Shortly afterwards, Muhammad ordered Muslim men to divorce any of their wives who were still pagans. One woman so divorced was Umar's wife, Umm Kulthum bint Jarwal. When she returned to Mecca, Safwan married her.

Meanwhile, Muhammad besieged Khaybar. The Quraysh elders took bets on who would win this battle: Safwan bet five camels that Muhammad would lose, and was angry when Abu Sufyan expressed scepticism. Afterwards Khalid ibn Al-Walid converted to Islam and invited Safwan to accompany him to Medina because, "We are the main fodder. Muhammad is victorious over the Arabs and non-Arabs." Safwan refused "with great aversion," saying, "Even if I were the only Qurashi alive, I would never follow him!" According to the terms of the treaty, Muhammad arrived in Mecca in March 629 for the minor pilgrimage. When Bilal called the Muslims to prayer from the Kaaba, Safwan exclaimed, "Praise God for letting my father die before he could see this!"
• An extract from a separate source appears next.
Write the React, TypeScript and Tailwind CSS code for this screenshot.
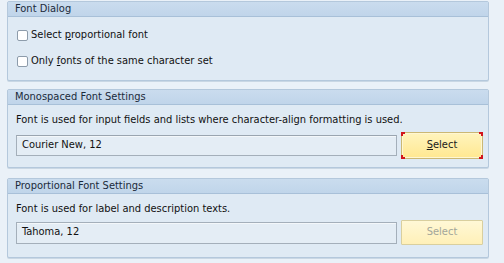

When the Bedouin chiefs, Farwa ibn Hubayra al-Qushayri and Nawfal ibn Muawiyah al-Dili, visited Mecca, they met with Safwan and other Quraysh elders. The Bedouin suggested that the Quraysh could unite with various Bedouin tribes and "attack [Muhammad] in the heart of his homeland." Since it would be impracticable to plot against Muhammad before they had first suppressed his Meccan allies, the Khuza'a, the Bedouin said they should attack the Khuza'a first. But Safwan and the others said they dared not breach the treaty, so they did not accept the plot.

In 629 the Dil clan of the Bakr tribe took revenge against the Khuza'a. Safwan and his slaves lent them weapons and assisted the attack. As the Bakr were allied to the Quraysh and the Khuza'a to the Muslims in Medina, this was a breach of the Treaty of Hudaybiyyah, and it triggered the Conquest of Mecca.

==Conversion to Islam==

As the Muslim army surrounded Mecca in January 630, Safwan joined Ikrima ibn Abi Jahl in the final resistance to Muhammad at Al-Khandama. There they encountered Khalid ibn al-Walid, who routed them.
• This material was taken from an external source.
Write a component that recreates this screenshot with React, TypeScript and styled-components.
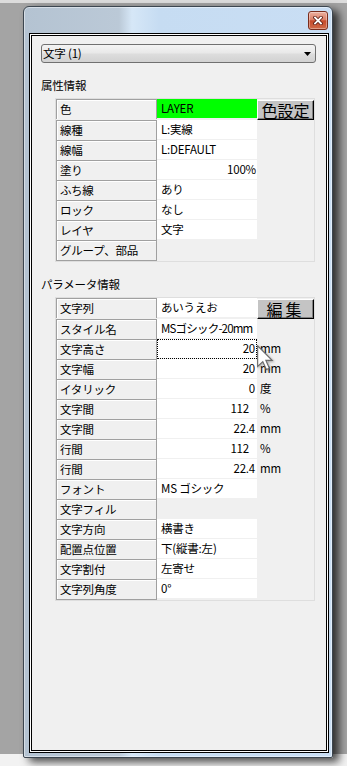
import React from 'react';
import styled, { createGlobalStyle } from 'styled-components';

const GlobalStyle = createGlobalStyle`
  html, body {
    margin: 0;
    padding: 0;
  }
  body {
    font-family: 'Noto Sans CJK JP', 'Noto Sans', sans-serif;
    font-size: 11.5px;
    letter-spacing: -0.2px;
    color: #000;
  }
`;

const Desktop = styled.div`
  width: 347px;
  height: 766px;
  overflow: hidden;
  box-sizing: border-box;
  padding: 6px 0 0 23px;
  background: linear-gradient(#dcdcdc 0 3px, #a4a4a4 3px 754px, #f2f2f2 754px);
`;

const Window = styled.div`
  width: 310px;
  height: 752px;
  box-sizing: border-box;
  display: flex;
  flex-direction: column;
  border: 1px solid #3c4650;
  border-radius: 6px 6px 2px 2px;
  background: linear-gradient(
    90deg,
    #b4c3d2 0,
    #bbc9d7 95px,
    #d6e7f7 108px,
    #c6dcf2 135px,
    #c9def4 100%
  );
  box-shadow: 6px 4px 9px rgba(0, 0, 0, 0.7),
    inset 0 0 0 1px rgba(255, 255, 255, 0.45);
`;

const TitleBar = styled.div`
  height: 26px;
  flex: none;
  display: flex;
  justify-content: flex-end;
  align-items: flex-start;
  padding: 4px 4px 0 0;
  box-sizing: border-box;
`;

const CloseButton = styled.div`
  width: 20px;
  height: 19px;
  box-sizing: border-box;
  display: flex;
  align-items: center;
  justify-content: center;
  border: 1px solid #7a2c1c;
  border-radius: 3px;
  background: linear-gradient(#ebb0a0, #dc8068 45%, #c64a2c 52%, #cf6a48 100%);
  box-shadow: inset 0 0 0 1px rgba(255, 255, 255, 0.35);
`;

const Client = styled.div`
  height: 720px;
  flex: none;
  margin: 0 3px 0 5px;
  box-sizing: border-box;
  border: 1px solid #000;
  box-shadow: inset 0 0 0 1px #fff, inset 0 0 0 2px #000;
  background: #f0f0f0;
  padding: 10px 12px 0 11px;
`;

const Combo = styled.div`
  height: 19px;
  box-sizing: border-box;
  display: flex;
  align-items: center;
  justify-content: space-between;
  padding: 0 4px 0 1px;
  border: 1px solid #707070;
  border-radius: 3px;
  background: linear-gradient(#f4f4f4, #e8e8e8 48%, #dddddd 52%, #d2d2d2);
  line-height: 17px;
`;

const SectionLabel = styled.div<{ $top: number }>`
  margin-top: ${(p) => p.$top}px;
  height: 16px;
  line-height: 16px;
`;

const Table = styled.div`
  position: relative;
  margin: 5px 0 0 14px;
  width: 260px;
  box-sizing: border-box;
  border: 1px solid #dedede;
  background: #f0f0f0;
  display: grid;
  grid-template-columns: 101px 100px 57px;
`;

const NameCell = styled.div<{ $last?: boolean }>`
  height: ${(p) => (p.$last ? 21 : 20)}px;
  box-sizing: border-box;
  padding-left: 3px;
  line-height: 19px;
  white-space: nowrap;
  border: 1px solid #a0a0a0;
  border-bottom: ${(p) => (p.$last ? '1px solid #a0a0a0' : 'none')};
  box-shadow: inset 1px 1px 0 #fff;
  background: #f0f0f0;
`;

const ValueCell = styled.div<{
  $bg: string;
  $right?: boolean;
  $pr: number;
  $ls: number;
  $focus?: boolean;
}>`
  height: 20px;
  box-sizing: border-box;
  padding: 0 ${(p) => p.$pr}px 0 4px;
  line-height: 19px;
  white-space: nowrap;
  letter-spacing: ${(p) => p.$ls}px;
  text-align: ${(p) => (p.$right ? 'right' : 'left')};
  background: ${(p) => p.$bg};
  border-bottom: 1px solid #f0f0f0;
  outline: ${(p) => (p.$focus ? '1px dotted #000' : 'none')};
  outline-offset: -1px;
`;

const UnitCell = styled.div`
  height: 20px;
  padding-left: 3px;
  line-height: 19px;
`;

const SideButton = styled.div<{ $spacing: number }>`
  height: 20px;
  box-sizing: border-box;
  margin-top: 1px;
  display: flex;
  align-items: center;
  justify-content: center;
  font-size: 16px;
  line-height: 17px;
  letter-spacing: ${(p) => p.$spacing}px;
  background: #c4c4c4;
  border: 1px solid;
  border-color: #fff #000 #000 #fff;
  box-shadow: inset -1px -1px 0 #808080;
`;

const Cursor = styled.svg`
  position: absolute;
  left: 201px;
  top: 47px;
  filter: drop-shadow(1px 1px 1px rgba(0, 0, 0, 0.3));
`;

type Row = {
  name: string;
  value?: string;
  right?: boolean;
  pr?: number;
  ls?: number;
  bg?: string;
  unit?: string;
  button?: string;
  spacing?: number;
  focus?: boolean;
};

const attrRows: Row[] = [
  { name: '色', value: 'LAYER', bg: '#00ff00', button: '色設定', spacing: 0 },
  { name: '線種', value: 'L:実線' },
  { name: '線幅', value: 'L:DEFAULT' },
  { name: '塗り', value: '100%', right: true, pr: 1 },
  { name: 'ふち線', value: 'あり' },
  { name: 'ロック', value: 'なし' },
  { name: 'レイヤ', value: '文字' },
  { name: 'グループ、部品' },
];

const paramRows: Row[] = [
  { name: '文字列', value: 'あいうえお', button: '編集', spacing: 3 },
  { name: 'スタイル名', value: 'MSゴシック-20mm', ls: -0.8 },
  { name: '文字高さ', value: '20', right: true, unit: 'mm', focus: true },
  { name: '文字幅', value: '20', right: true, unit: 'mm' },
  { name: 'イタリック', value: '0', right: true, unit: '度' },
  { name: '文字間', value: '112', right: true, pr: 8, unit: '%' },
  { name: '文字間', value: '22.4', right: true, unit: 'mm' },
  { name: '行間', value: '112', right: true, pr: 8, unit: '%' },
  { name: '行間', value: '22.4', right: true, unit: 'mm' },
  { name: 'フォント', value: 'MS ゴシック' },
  { name: '文字フィル' },
  { name: '文字方向', value: '横書き' },
  { name: '配置点位置', value: '下(縦書:左)' },
  { name: '文字割付', value: '左寄せ' },
  { name: '文字列角度', value: '0°' },
];

const PropertyTable = ({ rows, cursor }: { rows: Row[]; cursor?: boolean }) => (
  <Table>
    {rows.map((r, i) => (
      <React.Fragment key={i}>
        <NameCell $last={i === rows.length - 1}>{r.name}</NameCell>
        <ValueCell
          $bg={r.bg ?? (r.value ? '#fff' : '#f0f0f0')}
          $right={r.right}
          $pr={r.pr ?? 2}
          $ls={r.ls ?? -0.2}
          $focus={r.focus}
        >
          {r.value}
        </ValueCell>
        {r.button ? (
          <SideButton $spacing={r.spacing ?? 0}>{r.button}</SideButton>
        ) : (
          <UnitCell>{r.unit}</UnitCell>
        )}
      </React.Fragment>
    ))}
    {cursor && (
      <Cursor width="18" height="26" viewBox="0 0 14 20">
        <path
          d="M0.5 0.5 L0.5 16.5 L4.5 12.8 L7.3 19 L9.6 18 L6.9 11.9 L11.8 11.9 Z"
          fill="#fff"
          stroke="#6a6a6a"
          strokeWidth="0.9"
        />
      </Cursor>
    )}
  </Table>
);

export default function App() {
  return (
    <>
      <GlobalStyle />
      <Desktop>
        <Window>
          <TitleBar>
            <CloseButton>
              <svg width="10" height="9" viewBox="0 0 10 9">
                <path
                  d="M2 1.5 L8 7.5 M8 1.5 L2 7.5"
                  stroke="#5a1a10"
                  strokeWidth="3.4"
                  strokeLinecap="square"
                />
                <path
                  d="M2 1.5 L8 7.5 M8 1.5 L2 7.5"
                  stroke="#fff"
                  strokeWidth="1.8"
                  strokeLinecap="square"
                />
              </svg>
            </CloseButton>
          </TitleBar>
          <Client>
            <Combo>
              <span>文字 (1)</span>
              <svg width="7" height="4" viewBox="0 0 7 4">
                <path d="M0 0 H7 L3.5 4 Z" fill="#000" />
              </svg>
            </Combo>
            <SectionLabel $top={14}>属性情報</SectionLabel>
            <PropertyTable rows={attrRows} />
            <SectionLabel $top={14}>パラメータ情報</SectionLabel>
            <PropertyTable rows={paramRows} cursor />
          </Client>
        </Window>
      </Desktop>
    </>
  );
}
Safwan's wife Fakhita converted to Islam, but Safwan fled to Jeddah, intending to sail to Yemen. Before his ship departed, he was intercepted by Umayr ibn Wahb, who presented him with Muhammad's turban and said, "Safwan, do not destroy yourself! I have brought you a token of safe-conduct from Allah's Messenger." At first Safwan told him to go away, but Umayr persisted, saying, "Your cousin is the most excellent, righteous and forbearing of men. His strength is your strength, his honour is your honour, and his dominion is your dominion." Safwan replied that he was "in mortal fear" of Muhammad, but Umayr repeated that he was too generous and forbearing to think of killing him, and in the end Safwan agreed to return to Mecca with Umayr. Muhammad confirmed that he had indeed granted safe-conduct to Safwan. When Safwan asked for two months to consider his options, Muhammad replied that he might have four months.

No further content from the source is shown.